In the Victorian period the opal was highly desirable due to influential Queen Victoria’s appreciation and large personal collection. Whilst the colours of the stones may dictate the metal colour which is of design preference, the Victorian era saw many yellow gold options available, due to the crafting processes and resources available. There were new mines discovered in Australia towards the end of Queen Victoria’s reign, and the design style incorporating opals moved into the more decadent Edwardian period. With this the Art Deco and Art Nouveau movements incorporated the opal willingly, as a pale stone with a flash of colour, and allowed for more white gold and platinum options to become available.
Opals are not as hardy as other gemstones. While many stones can be worn every day without fear of damage occurring, opals require greater care. They are very sensitive to chemicals, and so perfumes, moisturisers, and abrasive cleaners should be kept well away from making contact with the stone. They are also susceptible to being damaged from exposure to sunlight and water.
It is important to store opal jewellery out of direct sunlight in order to preserve its distinctive colouring. Excessive exposure to water can also damage and opal’s beauty and leave it looking dull and lacking its original depth.
Although these stones require more attention to detail when it comes to their care, this is part of what makes them so desirable. In the right hands, opal jewellery can provide a lifetime of wear and stunning beauty that cannot be matched by other gemstones.
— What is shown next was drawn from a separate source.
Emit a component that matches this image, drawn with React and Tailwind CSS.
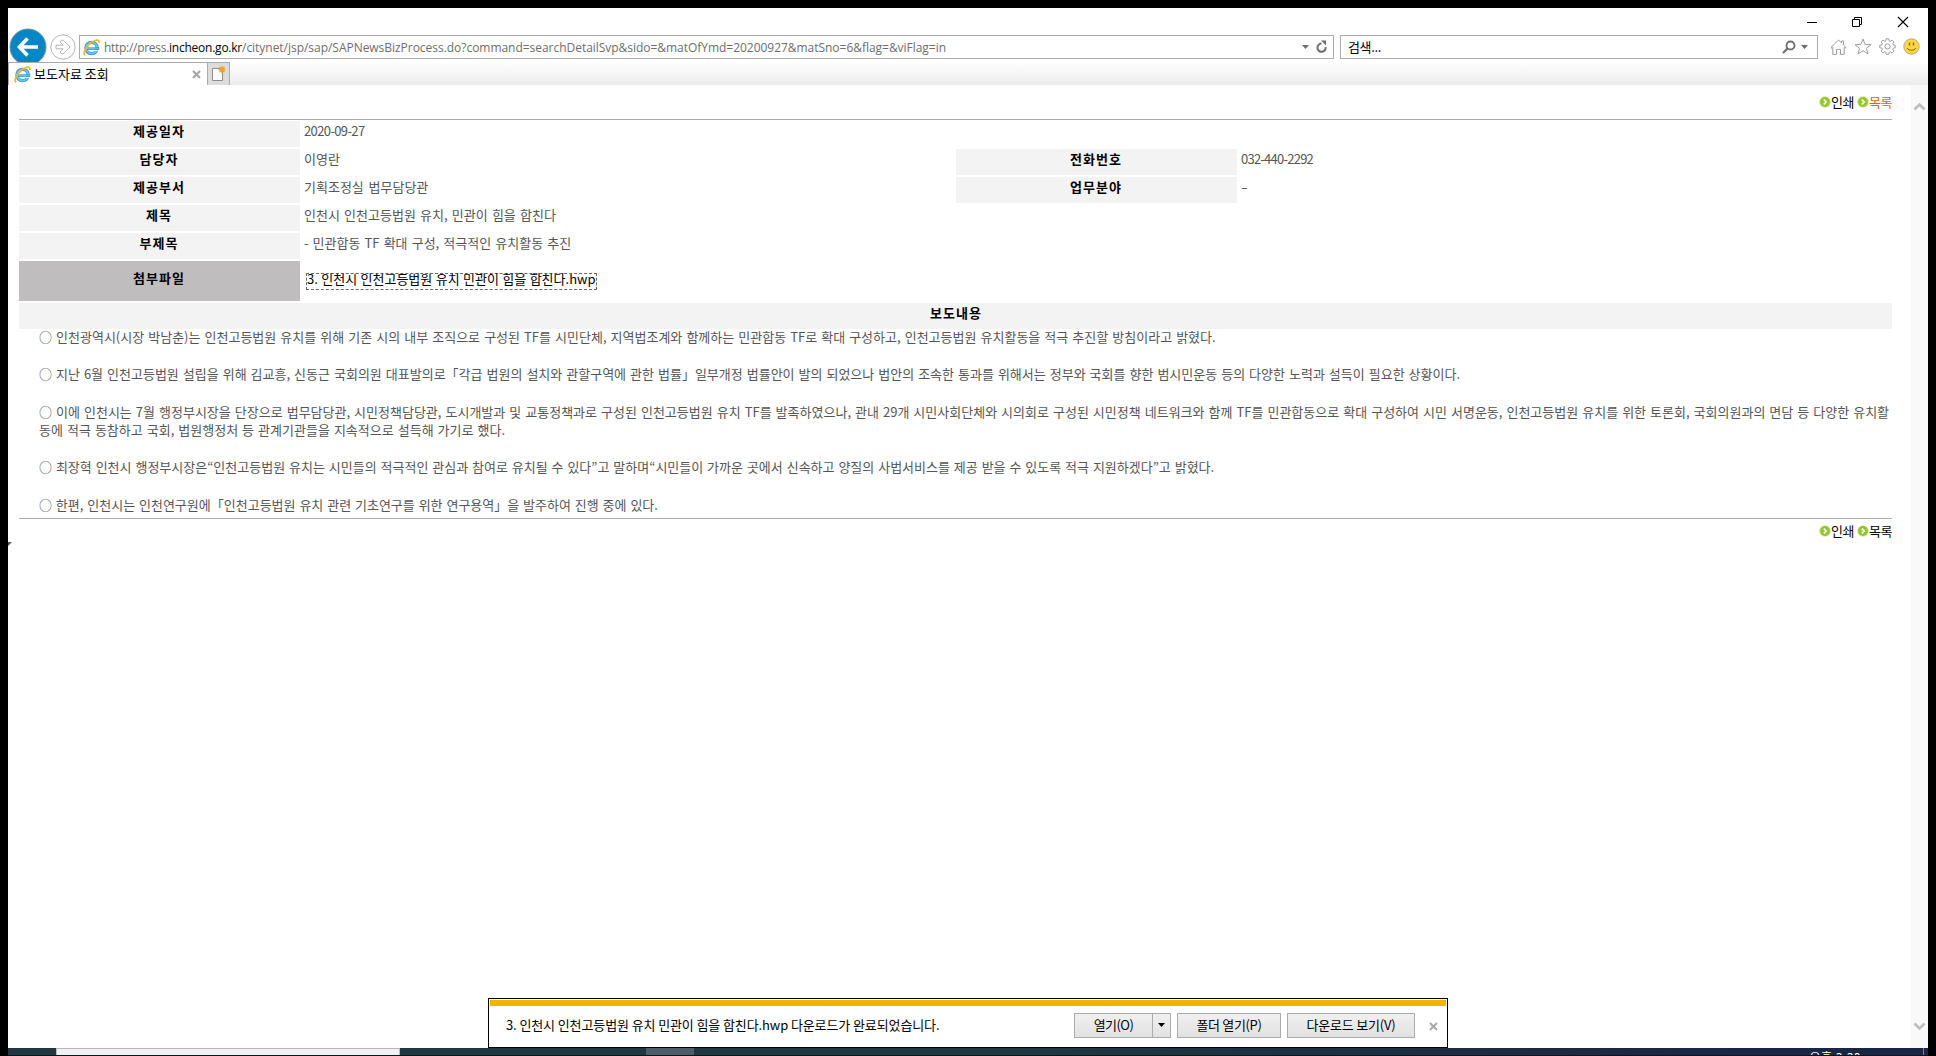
function IeLogo() {
  return (
    <svg width="17" height="17" viewBox="0 0 17 17" className="shrink-0">
      <circle cx="8.6" cy="9" r="5.6" fill="none" stroke="#2f8fd0" strokeWidth="3.4" />
      <circle cx="8.6" cy="9" r="5.6" fill="none" stroke="#6cc5f1" strokeWidth="1.8" />
      <path d="M10.5 10.7H17v1.6h-4z" fill="#fff" />
      <path d="M4 9.6h12.2" stroke="#2f8fd0" strokeWidth="2.4" />
      <path d="M4 9.4h11.6" stroke="#6cc5f1" strokeWidth="1" />
      <path d="M2.2 16.2C-.6 14.6 2.8 7.6 8.4 3.6 12.4.8 16.6-.2 15.8 4" fill="none" stroke="#f4b81c" strokeWidth="1.8" />
    </svg>
  );
}

function Caret({ className }) {
  return (
    <svg width="7" height="4" viewBox="0 0 7 4" className={className}>
      <path d="M0 0h7L3.5 4z" fill="currentColor" />
    </svg>
  );
}

function Bullet() {
  return (
    <svg width="12" height="12" viewBox="0 0 12 12" className="shrink-0">
      <circle cx="6" cy="6" r="5.8" fill="#cfe6a0" />
      <circle cx="6" cy="6" r="4.9" fill="#96c62d" />
      <path d="M4.8 3.6 7.2 6 4.8 8.4" fill="none" stroke="#fff" strokeWidth="1.6" />
    </svg>
  );
}

function PageLinks({ listClass }) {
  return (
    <div className="flex h-4 items-center justify-end text-[13px] leading-4 tracking-[-0.4px] text-black">
      <Bullet />
      <span className="w-[24px] whitespace-nowrap">인쇄</span>
      <span className="ml-[2px] flex"><Bullet /></span>
      <span className={listClass}>목록</span>
    </div>
  );
}

function Window() {
  return (
    <div className="flex h-[27px] items-start justify-end pt-[8px] pr-[19px] text-black">
      <svg width="12" height="12" viewBox="0 0 12 12"><path d="M1 6.5h10" stroke="currentColor" /></svg>
      <svg width="12" height="12" viewBox="0 0 12 12" className="ml-[33px]" fill="none" stroke="currentColor">
        <path d="M1.5 3.5h7v7h-7zM3.5 3V1.5h7v7H9" />
      </svg>
      <svg width="12" height="12" viewBox="0 0 12 12" className="ml-[34px]"><path d="M1 1l10 10M11 1 1 11" stroke="currentColor" strokeWidth="1.1" /></svg>
    </div>
  );
}

function Tools() {
  return (
    <div className="flex h-6 items-center pl-[12px] text-[#9c9c9c]">
      <svg width="17" height="16" viewBox="0 0 17 16" className="-mt-px" fill="none" stroke="currentColor">
        <path d="M1 8.4 8.5 1 11.5 4V2h2v4L16 8.4l-1 .9-.8-.8v6.9h-3.7v-5h-4v5H2.8V8.5l-.8.8z" />
      </svg>
      <svg width="18" height="17" viewBox="0 0 18 17" className="-mt-px ml-[7px]" fill="none" stroke="currentColor">
        <path d="M9 1l2.1 5.4 5.9.3-4.6 3.6L14 16 9 12.7 4 16l1.6-5.7L1 6.7l5.9-.3z" />
      </svg>
      <svg width="17" height="17" viewBox="0 0 17 17" className="-mt-px ml-[7px]" fill="none" stroke="currentColor">
        <circle cx="8.5" cy="8.5" r="2.6" />
        <path d="M7.2.8h2.6l.3 2 1.2.5 1.700-1.200 1.900 1.900-1.200 1.700.5 1.200 2 .3v2.600l-2 .3-.5 1.200 1.200 1.700-1.900 1.900-1.700-1.200-1.200.5-.3 2H7.200l-.3-2-1.200-.5L4 14.900l-1.900-1.900 1.200-1.700-.5-1.200-2-.3V7.200l2-.3.5-1.200L2.100 4 4 2.100l1.700 1.200 1.200-.5z" />
      </svg>
      <svg width="17" height="17" viewBox="0 0 17 17" className="-mt-px ml-[7px]">
        <circle cx="8.5" cy="8.5" r="7.7" fill="#fcd640" stroke="#b3a36a" strokeWidth=".9" />
        <path d="M6.5 4.500v3M10.500 4.500v3" stroke="#7a6320" strokeWidth="1.300" />
        <path d="M4.200 10c1.500 3 7.100 3 8.600 0" fill="none" stroke="#7a6320" strokeWidth="1" />
      </svg>
    </div>
  );
}

function Navigation() {
  return (
    <div className="flex h-[27px] items-start">
      <svg width="38" height="38" viewBox="0 0 38 38" className="-mt-[7px] ml-[1px] shrink-0">
        <circle cx="19" cy="19" r="18" fill="#0586c5" stroke="#7d8d96" strokeWidth="1" />
        <path d="M29 19H11M18.500 10.500 10.500 19l8 8.500" fill="none" stroke="#fff" strokeWidth="3.600" />
      </svg>
      <svg width="26" height="26" viewBox="0 0 26 26" className="-mt-px ml-[3px] shrink-0" fill="none" stroke="#b3b3b3">
        <circle cx="13" cy="13" r="12.200" />
        <path d="M6 11.200h7.200L10 8l1.400-1.800h1.800L20 13l-6.800 6.800h-1.800L10 18l3.200-3.200H6z" />
      </svg>
      <div className="ml-[3px] flex h-6 w-[1255px] items-center border border-[#ababab] pl-[3px] text-[#6d6d6d]">
        <IeLogo />
        <div className="ml-[4px] flex pt-px whitespace-nowrap font-['Open_Sans','Noto_Sans_CJK_KR',sans-serif] text-[12px] leading-5">
          <span className="tracking-[-0.29px]">http://press.</span>
          <span className="tracking-[-0.235px] text-black">incheon.go.kr</span>
          <span className="tracking-[-0.032px]">/citynet/jsp/sap/SAPNewsBizProcess.do?command=searchDetailSvp&amp;sido=&amp;matOfYmd=20200927&amp;matSno=6&amp;flag=&amp;viFlag=in</span>
        </div>
        <Caret className="mr-[6px] ml-auto" />
        <svg width="13" height="14" viewBox="0 0 13 14" className="mr-[5px]">
          <path d="M10.600 7A4.100 4.100 0 1 1 6.500 3.600" fill="none" stroke="currentColor" strokeWidth="2" />
          <path d="M6 .5h5v5z" fill="currentColor" />
        </svg>
      </div>
      <div className="ml-[6px] flex h-6 w-[478px] items-center border border-[#ababab] pl-[7px] text-[#6d6d6d]">
        <span className="text-[13px] leading-5 tracking-[-0.35px] text-black">검색...</span>
        <svg width="14" height="14" viewBox="0 0 14 14" className="mr-[5px] ml-auto" fill="none" stroke="currentColor">
          <circle cx="8.500" cy="5.500" r="4" strokeWidth="1.800" />
          <path d="M5.500 8.500 1 13" strokeWidth="2.200" />
        </svg>
        <Caret className="mr-[9px]" />
      </div>
      <Tools />
    </div>
  );
}

function Tabs() {
  return (
    <div className="flex h-[23px] bg-linear-to-b from-white to-[#ececec]">
      <div className="flex w-[199px] items-center border-t border-l border-[#ababab] bg-white pl-[5px]">
        <IeLogo />
        <span className="-mt-px ml-[3px] whitespace-nowrap text-[13px] leading-5 text-black">보도자료 조회</span>
        <svg width="9" height="9" viewBox="0 0 9 9" className="mr-[6px] ml-auto"><path d="M1 1l7 7M8 1 1 8" stroke="#a3a3a3" strokeWidth="2" /></svg>
      </div>
      <div className="flex w-[23px] justify-center border border-b-0 border-[#ababab] bg-[#dcdcdc] pt-[2px]">
        <svg width="15" height="18" viewBox="0 0 15 18">
          <path d="M1.500 3.500h10v12h-10z" fill="#fbfbfb" stroke="#8c8c8c" />
          <path d="M11 1v7M7.500 4.500h7M8.500 2l5 5M13.500 2l-5 5" stroke="#f0a01e" strokeWidth="1.300" />
        </svg>
      </div>
    </div>
  );
}

const valueText = "pl-[4px] text-[13px] leading-[20px] whitespace-nowrap text-[#555]";
const headText = "bg-[#f3f3f3] pr-px text-center text-[13px] font-bold leading-[20px] tracking-[1px] text-black";

function Row({ label, children }) {
  return (
    <div className="grid h-[26px] grid-cols-[281px_1fr]">
      <div className={headText}>{label}</div>
      <div className={valueText}>{children}</div>
    </div>
  );
}

function PairRow({ label, value, label2, value2 }) {
  return (
    <div className="grid h-[26px] grid-cols-[281px_656px_281px_1fr]">
      <div className={headText}>{label}</div>
      <div className={valueText}>{value}</div>
      <div className={headText}>{label2}</div>
      <div className={valueText}>{value2}</div>
    </div>
  );
}

function Article() {
  return (
    <div className="flex h-[190px] flex-col pl-[20px] text-[13px] leading-[18.600px] whitespace-nowrap text-[#555]">
      <p className="[word-spacing:1.150px]">○ 인천광역시(시장 박남춘)는 인천고등법원 유치를 위해 기존 시의 내부 조직으로 구성된 TF를 시민단체, 지역법조계와 함께하는 민관합동 TF로 확대 구성하고, 인천고등법원 유치활동을 적극 추진할 방침이라고 밝혔다.</p>
      <p className="mt-[18.700px] [word-spacing:1.080px]">○ 지난 6월 인천고등법원 설립을 위해 김교흥, 신동근 국회의원 대표발의로「각급 법원의 설치와 관할구역에 관한 법률」일부개정 법률안이 발의 되었으나 법안의 조속한 통과를 위해서는 정부와 국회를 향한 범시민운동 등의 다양한 노력과 설득이 필요한 상황이다.</p>
      <p className="mt-[18.700px] [word-spacing:1.110px]">○ 이에 인천시는 7월 행정부시장을 단장으로 법무담당관, 시민정책담당관, 도시개발과 및 교통정책과로 구성된 인천고등법원 유치 TF를 발족하였으나, 관내 29개 시민사회단체와 시의회로 구성된 시민정책 네트워크와 함께 TF를 민관합동으로 확대 구성하여 시민 서명운동, 인천고등법원 유치를 위한 토론회, 국회의원과의 면담 등 다양한 유치활<br />동에 적극 동참하고 국회, 법원행정처 등 관계기관들을 지속적으로 설득해 가기로 했다.</p>
      <p className="mt-[18.700px] [word-spacing:0.980px]">○ 최장혁 인천시 행정부시장은“인천고등법원 유치는 시민들의 적극적인 관심과 참여로 유치될 수 있다”고 말하며“시민들이 가까운 곳에서 신속하고 양질의 사법서비스를 제공 받을 수 있도록 적극 지원하겠다”고 밝혔다.</p>
      <p className="mt-[18.700px] [word-spacing:0.960px]">○ 한편, 인천시는 인천연구원에「인천고등법원 유치 관련 기초연구를 위한 연구용역」을 발주하여 진행 중에 있다.</p>
    </div>
  );
}

function Page() {
  return (
    <main className="w-[1903px] pt-[9px] pr-[19px] pl-[11px]">
      <PageLinks listClass="w-[23px] whitespace-nowrap text-[#ff5a00]" />
      <div className="mt-[9px] flex flex-col gap-[2px] border-t border-b border-[#ababab] pt-px">
        <Row label="제공일자"><span className="tracking-[-0.620px]">2020-09-27</span></Row>
        <PairRow label="담당자" value="이영란" label2="전화번호" value2={<span className="tracking-[-0.760px]">032-440-2292</span>} />
        <PairRow label="제공부서" value={<span className="[word-spacing:1.800px]">기획조정실 법무담당관</span>} label2="업무분야" value2={<span className="inline-block scale-x-150 origin-left">-</span>} />
        <Row label="제목"><span className="[word-spacing:1.300px]">인천시 인천고등법원 유치, 민관이 힘을 합친다</span></Row>
        <Row label="부제목"><span className="[word-spacing:1.200px]">- 민관합동 TF 확대 구성, 적극적인 유치활동 추진</span></Row>
        <div className="grid h-10 grid-cols-[281px_1fr]">
          <div className="bg-[#bfbdbe] pr-px text-center text-[13px] leading-[34px] font-bold tracking-[1px] text-black">첨부파일</div>
          <div className="pt-3 pl-[6px]">
            <a className="block h-[17px] w-[291px] border border-dashed border-[#666] text-[13px] leading-[9px] whitespace-nowrap text-black [word-spacing:0.500px]">3. 인천시 인천고등법원 유치 민관이 힘을 합친다.hwp</a>
          </div>
        </div>
        <div className="h-[26px] bg-[#f3f3f3] pl-px text-center text-[13px] leading-[20px] font-bold tracking-[1px] text-black">보도내용</div>
        <div className="-mt-[3px]"><Article /></div>
      </div>
      <div className="mt-1"><PageLinks listClass="w-[23px] whitespace-nowrap" /></div>
    </main>
  );
}

const button = "flex h-[25px] items-center justify-center border border-[#ababab] bg-linear-to-b from-[#f0f0f0] to-[#e2e2e2] whitespace-nowrap";

function DownloadBar() {
  return (
    <div className="absolute top-[990px] left-[480px] z-10 h-[50px] w-[960px] border border-black bg-white p-px text-[13px] text-black">
      <div className="h-[6px] bg-[#f3b200]" />
      <div className="flex h-[38px] items-center pr-[8px] pl-[16px] leading-5">
        <span className="-mt-px tracking-[-0.110px]">3. 인천시 인천고등법원 유치 민관이 힘을 합친다.hwp 다운로드가 완료되었습니다.</span>
        <div className="ml-auto flex">
          <div className={button + " w-[79px] tracking-[-0.570px]"}>열기(O)</div>
          <div className={button + " -ml-px w-[19px]"}><Caret className="mr-px" /></div>
        </div>
        <div className={button + " ml-[6px] w-[104px] tracking-[-0.340px]"}>폴더 열기(P)</div>
        <div className={button + " ml-[6px] w-[128px] tracking-[-0.190px]"}>다운로드 보기(V)</div>
        <svg width="9" height="9" viewBox="0 0 9 9" className="mt-[2px] ml-[14px]"><path d="M1 1l7 7M8 1 1 8" stroke="#a8a8a8" strokeWidth="2" /></svg>
      </div>
    </div>
  );
}

function Taskbar() {
  return (
    <footer className="flex h-2 overflow-hidden border-b border-[#0d1420] bg-linear-to-r from-[#213840] from-50% to-[#1a2644] to-90%">
      <div className="ml-12 w-[344px] border border-b-0 border-[#b8b8b8] bg-[#f1f1f1]" />
      <div className="ml-[246px] w-12 bg-[#4c5f68]" />
      <div className="ml-auto pt-[3px] pr-[62px] text-[12px] leading-3 tracking-[0.5px] whitespace-nowrap text-white">오후 3:30</div>
      <div className="mr-1 w-px bg-[#77809a]" />
    </footer>
  );
}

export default function App() {
  return (
    <div className="h-[1056px] w-[1936px] overflow-hidden bg-black px-2 pt-2 font-['Noto_Sans_CJK_KR',sans-serif]">
      <div className="relative h-[1048px] bg-white">
        <header>
          <div className="h-[54px] overflow-hidden">
            <Window />
            <Navigation />
          </div>
          <Tabs />
        </header>
        <div className="flex h-[963px] justify-between">
          <Page />
          <aside className="flex w-[17px] flex-col items-center justify-between bg-[#f9f9f9] pt-[17px] pb-[17px] text-[#bdbdbd]">
            <svg width="13" height="9" viewBox="0 0 13 9"><path d="M1.500 7.500l5-5 5 5" fill="none" stroke="currentColor" strokeWidth="2.600" /></svg>
            <svg width="13" height="9" viewBox="0 0 13 9"><path d="M1.500 1.500l5 5 5-5" fill="none" stroke="currentColor" strokeWidth="2.600" /></svg>
          </aside>
        </div>
        <Taskbar />
        <svg width="4" height="4" viewBox="0 0 4 4" className="absolute top-[534px] left-0"><path d="M0 0h4L0 4z" fill="#555" /></svg>
        <DownloadBar />
      </div>
    </div>
  );
}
Avid antique and vintage jewellery collectors will pay premium prices for older stones that have been well maintained.
Opals are the birthstone for those born in October, thus naturally opal jewellery of all kinds is an excellent gift idea for anyone with an October birthday. They are also good gifts for wedding anniversaries, as although the traditional gift themes do no include opals, they are a more unique choice for those who don’t care to keep up every tradition from times long passed.
For those who choose the opal as their favourite gemstone, it is tempting to select an opal engagement ring, however, this is a choice that should not be taken lightly. Given the aforementioned difficulties associated with caring for opals, they are not intended to be worn every day. If you would like your engagement ring to be an opal, the item should be worn for special occasions or once or twice weekly.
Opal jewellery is a unique choice among gemstones. The typical response to opals is one of awed amazement. While still images somewhat capture their effervescent appeal, nothing compares to seeing one in person; opals incandesce with depth and movement that is difficult to resist. They are excellent gifts for romantic partners, friends, and family members and equally, a piece of opal jewellery is the perfect gift to give to oneself. These stones have been admired for their stunning individuality since their discovery, something that is highly unlikely to change any time soon.